YOUR TASK:
Copy out each line that mentions the word "screenshot".

RECORDS FOR THE TASK:

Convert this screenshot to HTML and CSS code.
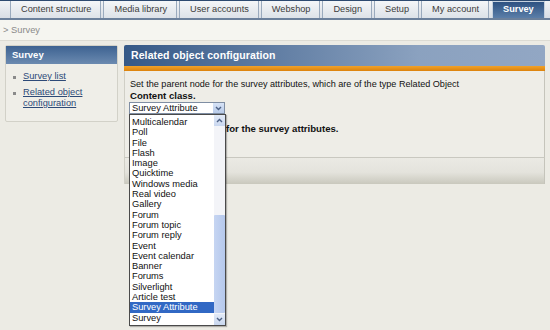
FILE: index.html
```html
<!DOCTYPE html>
<html>
<head>
<meta charset="utf-8">
<link rel="stylesheet" href="styles.css">
</head>
<body>
<div class="topnav">
  <a class="tab">Content structure</a>
  <a class="tab">Media library</a>
  <a class="tab">User accounts</a>
  <a class="tab">Webshop</a>
  <a class="tab">Design</a>
  <a class="tab">Setup</a>
  <a class="tab">My account</a>
  <a class="tab active">Survey</a>
</div>
<div class="crumb">&gt; Survey</div>
<div class="main">
  <div class="side">
    <div class="side-h">Survey</div>
    <ul class="menu">
      <li><a>Survey list</a></li>
      <li><a>Related object configuration</a></li>
    </ul>
  </div>
  <div class="content">
    <div class="content-h">Related object configuration</div>
    <div class="orange"></div>
    <div class="body">
      <p class="line">Set the parent node for the survey attributes, which are of the type Related Object</p>
      <p class="line bold">Content class.</p>
      <div class="selectwrap">
        <div class="select">
          <span class="sel-text">Survey Attribute</span>
          <span class="sel-btn"><svg width="7" height="5" viewBox="0 0 7 5"><polyline points="1,1 3.5,3.5 6,1" fill="none" stroke="#4d6185" stroke-width="1.4"/></svg></span>
        </div>
        <div class="list">
          <div class="items">
            <div>Multicalendar</div>
            <div>Poll</div>
            <div>File</div>
            <div>Flash</div>
            <div>Image</div>
            <div>Quicktime</div>
            <div>Windows media</div>
            <div>Real video</div>
            <div>Gallery</div>
            <div>Forum</div>
            <div>Forum topic</div>
            <div>Forum reply</div>
            <div>Event</div>
            <div>Event calendar</div>
            <div>Banner</div>
            <div>Forums</div>
            <div>Silverlight</div>
            <div>Article test</div>
            <div class="hl">Survey Attribute</div>
            <div>Survey</div>
          </div>
          <div class="scroll">
            <span class="arrow"><svg width="7" height="5" viewBox="0 0 7 5"><polyline points="1,4 3.5,1.5 6,4" fill="none" stroke="#4d6185" stroke-width="1.4"/></svg></span>
            <span class="track"><span class="thumb"></span></span>
            <span class="arrow"><svg width="7" height="5" viewBox="0 0 7 5"><polyline points="1,1 3.5,3.5 6,1" fill="none" stroke="#4d6185" stroke-width="1.4"/></svg></span>
          </div>
        </div>
      </div>
      <p class="line bold parent">for the survey attributes.</p>
    </div>
    <div class="foot"></div>
  </div>
</div>
</body>
</html>
```
FILE: styles.css
```css
* { box-sizing: border-box; }
html { background: #ecebe4; }
body {
  margin: 0;
  min-height: 330px;
  background: #ecebe4;
  font-family: "Liberation Sans", Arial, sans-serif;
  color: #111;
}
.topnav {
  display: flex;
  gap: 2px;
  height: 20px;
  padding-left: 10px;
  border-top: 1px solid #2d4a70;
  border-bottom: 2px solid #6b809b;
  background: linear-gradient(#f1f3f6, #d9dee5);
}
.tab {
  padding: 0 9px 0 10px;
  line-height: 17px;
  font-size: 9.2px;
  color: #3c3c3c;
  border-left: 1px solid #9aaabd;
  border-right: 1px solid #9aaabd;
  background: linear-gradient(#f4f6f8, #dde2e8);
  white-space: nowrap;
}
.tab.active {
  margin-left: 1px;
  background: linear-gradient(#2e5282, #5b7ea8);
  color: #fff;
  font-weight: bold;
  border-color: #c6d1de;
  border-top: 1px solid #c6d1de;
  line-height: 15px;
  padding: 0 10px;
}
.crumb {
  height: 21px;
  line-height: 20px;
  padding-left: 3px;
  background: #f5f5f0;
  border-bottom: 1px solid #dcdbd3;
  font-size: 9.3px;
  color: #8a8a8a;
}
.main {
  display: flex;
  gap: 6px;
  padding: 4px 5px 0 5px;
}
.side {
  width: 113px;
  flex: none;
  align-self: flex-start;
  background: #efeee8;
  border: 1px solid #d2d1c8;
  border-radius: 2px;
}
.side-h {
  height: 18px;
  line-height: 17px;
  padding-left: 6px;
  background: linear-gradient(#3d6291, #6b8ab0);
  color: #fff;
  font-weight: bold;
  font-size: 9.5px;
}
.menu {
  list-style: none;
  margin: 0;
  padding: 7px 0 12px 6px;
}
.menu li {
  position: relative;
  padding-left: 11px;
  line-height: 11px;
  font-size: 9.3px;
  margin-bottom: 5px;
}
.menu li:last-child { margin-bottom: 0; }
.menu li::before {
  content: "";
  position: absolute;
  left: 1px;
  top: 5px;
  width: 3px;
  height: 3px;
  background: #8a8a8a;
}
.menu a {
  color: #2d4a78;
  text-decoration: underline;
}
.content {
  flex: 1;
}
.content-h {
  height: 21px;
  line-height: 21px;
  padding-left: 7px;
  background: linear-gradient(90deg, rgba(47,83,130,0.9), rgba(142,164,193,0.9) 70%, rgba(150,170,198,0.9)), #6d8ab0;
  border-radius: 2px 2px 0 0;
  color: #fff;
  font-weight: bold;
  font-size: 10.5px;
  letter-spacing: 0.1px;
}
.orange {
  height: 5px;
  background: linear-gradient(#f0a22a, #dc820c);
}
.body {
  position: relative;
  padding: 8px 6px 23px 5px;
  background: #eeede7;
  border-left: 1px solid #d0cfc6;
  border-right: 1px solid #c5c4bb;
}
.line {
  margin: 0;
  line-height: 11px;
  font-size: 9.1px;
}
.bold { font-weight: bold; font-size: 9.6px; }
.parent {
  margin-top: 9px;
  padding-left: 96px;
}
.selectwrap {
  position: relative;
  width: 96px;
  margin-top: 1px;
  margin-left: -1px;
}
.select {
  display: flex;
  height: 12px;
  background: #fff;
  border: 1px solid #7f8ea3;
}
.sel-text {
  flex: 1;
  font-size: 9.3px;
  line-height: 10px;
  padding-left: 2px;
}
.sel-btn {
  width: 11px;
  display: flex;
  align-items: center;
  justify-content: center;
  background: linear-gradient(#d7e3f6, #b8cbe9);
}
.list {
  position: absolute;
  top: 100%;
  left: 0;
  width: 97px;
  height: 212px;
  display: flex;
  background: #fff;
  border: 1px solid #4a4a4a;
  box-shadow: 1px 1px 1px rgba(0,0,0,0.25);
  z-index: 5;
}
.items {
  flex: 1;
  padding-top: 2px;
  font-size: 9.3px;
  line-height: 10.3px;
}
.items div { padding-left: 2px; }
.items .hl {
  background: #3168c4;
  color: #fff;
}
.scroll {
  width: 11px;
  display: flex;
  flex-direction: column;
  background: #f3f4f8;
}
.arrow {
  height: 11px;
  display: flex;
  align-items: center;
  justify-content: center;
  background: linear-gradient(#e2eaf7, #c9d7ef);
}
.track {
  flex: 1;
  display: flex;
  flex-direction: column;
  justify-content: flex-end;
  padding-bottom: 1px;
}
.thumb {
  height: 98px;
  background: linear-gradient(90deg, #c6d5f2, #b5c8ec);
  border-radius: 1px;
}
.foot {
  height: 27px;
  border-top: 1px solid #c9c8c0;
  border-left: 1px solid #d0cfc6;
  border-right: 1px solid #c5c4bb;
  background: linear-gradient(#ebeae4 0%, #e4e3dc 55%, #c9c8bd 100%);
}
```
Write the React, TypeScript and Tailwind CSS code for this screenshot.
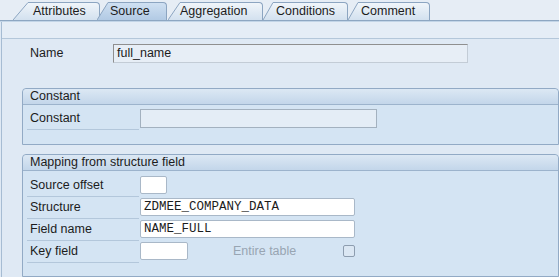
import React from "react";

interface Tab {
  label: string;
  slant: number;
  body: string;
  pad: string;
  shift: string;
  active?: boolean;
}

const tabs: Tab[] = [
  { label: "Attributes", slant: 15, body: "w-[72px]", pad: "pl-[5px]", shift: "ml-[13px]" },
  { label: "Source", slant: 11, body: "w-[59px]", pad: "pl-[2px]", shift: "ml-[-3px]", active: true },
  { label: "Aggregation", slant: 12, body: "w-[83px]", pad: "pl-[0px]", shift: "ml-[1px]" },
  { label: "Conditions", slant: 10, body: "w-[75px]", pad: "pl-[3px]", shift: "ml-[0px]" },
  { label: "Comment", slant: 10, body: "w-[72px]", pad: "pl-[3px]", shift: "ml-[0px]" },
];

const TabItem = ({ tab, idx }: { tab: Tab; idx: number }) => {
  const top = tab.active ? "#cfe0f2" : "#f0f5fa";
  const bottom = tab.active ? "#b2cae4" : "#d3e1ef";
  const gid = "tabgrad" + idx;
  return (
    <div className={`flex h-[18px] ${tab.shift} ${tab.active ? "relative z-10" : ""}`}>
      <svg width={tab.slant} height={18} className="block shrink-0">
        <defs>
          <linearGradient id={gid} x1="0" y1="0" x2="0" y2="1">
            <stop offset="0" stopColor={top} />
            <stop offset="1" stopColor={bottom} />
          </linearGradient>
        </defs>
        <polygon points={`0,18 ${tab.slant},0 ${tab.slant},18`} fill={`url(#${gid})`} />
        <line x1={0} y1={18} x2={tab.slant} y2={0.5} stroke="#8ca5c1" strokeWidth={1} />
      </svg>
      <div
        className={`${tab.body} ${tab.pad} h-[18px] flex items-center border-t border-r border-[#8ca5c1] rounded-tr-[4px] bg-gradient-to-b ${
          tab.active ? "from-[#cfe0f2] to-[#b2cae4]" : "from-[#f0f5fa] to-[#d3e1ef]"
        } text-[12.5px] text-[#1c1c1c] leading-none`}
      >
        {tab.label}
      </div>
    </div>
  );
};

const Row = ({ label, children }: { label: string; children?: React.ReactNode }) => (
  <div className="flex h-[22px] ml-[4px]">
    <div className="w-[112px] h-[22px] pl-[3px] flex items-center border-b border-[#b3c7db] text-[12.5px] text-[#1c1c1c]">
      {label}
    </div>
    <div className="ml-[1px] flex items-start pt-[1px]">{children}</div>
  </div>
);

const GroupBox = ({ title, children, className }: { title: string; children: React.ReactNode; className?: string }) => (
  <div className={`ml-[20px] w-[537px] border border-[#92aac5] rounded-t-[4px] bg-[#d4e4f3] ${className ?? ""}`}>
    <div className="h-[16px] pl-[7px] flex items-center border-b border-[#9cb3cc] rounded-t-[4px] bg-gradient-to-b from-[#dce8f4] to-[#c3d6ea] text-[12.5px] text-[#1c1c1c]">
      {title}
    </div>
    {children}
  </div>
);

const whiteInput =
  "h-[18px] bg-white border border-[#a9b8c8] rounded-[2px] px-[3px] flex items-center text-[12.5px] text-[#1c1c1c] font-['Liberation_Mono',monospace]";

export default function App() {
  return (
    <div className="w-[559px] h-[277px] overflow-hidden bg-[#dfe9f4] font-['Liberation_Sans',Arial,sans-serif]">
      {/* tab strip */}
      <div className="flex items-end pt-[2px] h-[20px] bg-[#e6edf5]">
        {tabs.map((t, i) => (
          <TabItem key={t.label} tab={t} idx={i} />
        ))}
      </div>
      <div className="h-[1px] bg-[#8ea7c2]" />
      <div className="h-[1px] bg-[#c3d5e7]" />

      <div className="ml-[1px] border-l border-[#a6bcd3] h-full">
        <div className="h-[17px] bg-[#e5edf6] border-b border-[#b4c7da]" />

        {/* name */}
        <div className="flex items-center pl-[28px] pt-[4px] h-[24px]">
          <div className="w-[83px] text-[12.5px] text-[#1c1c1c]">Name</div>
          <div className="w-[355px] h-[19px] bg-[#e7eef6] border border-[#c3ccd6] border-t-[#8f8f8f] border-l-[#8f8f8f] px-[3px] flex items-center text-[12.5px] text-[#1c1c1c]">
            full_name
          </div>
        </div>

        <GroupBox title="Constant" className="mt-[25px] pb-[14px]">
          <div className="pt-[3px]">
            <Row label="Constant">
              <div className="w-[237px] h-[19px] bg-[#e4edf6] border border-[#a3b1bf]" />
            </Row>
          </div>
        </GroupBox>

        <GroupBox title="Mapping from structure field" className="mt-[9px] pb-[13px]">
          <div className="pt-[4px]">
            <Row label="Source offset">
              <div className={`${whiteInput} w-[27px]`} />
            </Row>
            <Row label="Structure">
              <div className={`${whiteInput} w-[215px]`}>ZDMEE_COMPANY_DATA</div>
            </Row>
            <Row label="Field name">
              <div className={`${whiteInput} w-[215px]`}>NAME_FULL</div>
            </Row>
            <Row label="Key field">
              <div className="flex items-center">
                <div className={`${whiteInput} w-[48px]`} />
                <div className="ml-[45px] w-[110px] text-[12.5px] text-[#98a5b2] leading-[18px]">Entire table</div>
                <div className="w-[12px] h-[12px] border border-[#8d9daf] rounded-[2px] bg-[#dbe7f3]" />
              </div>
            </Row>
          </div>
        </GroupBox>
      </div>
    </div>
  );
}
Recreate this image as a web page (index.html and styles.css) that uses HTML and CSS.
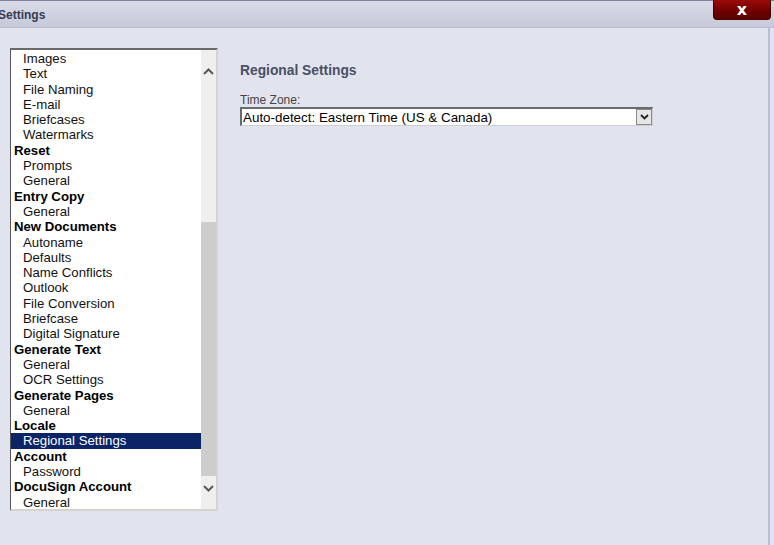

COMPLETE ANSWER:
Convert this screenshot to HTML and CSS code.
Write the React, TypeScript and Tailwind CSS code for this screenshot.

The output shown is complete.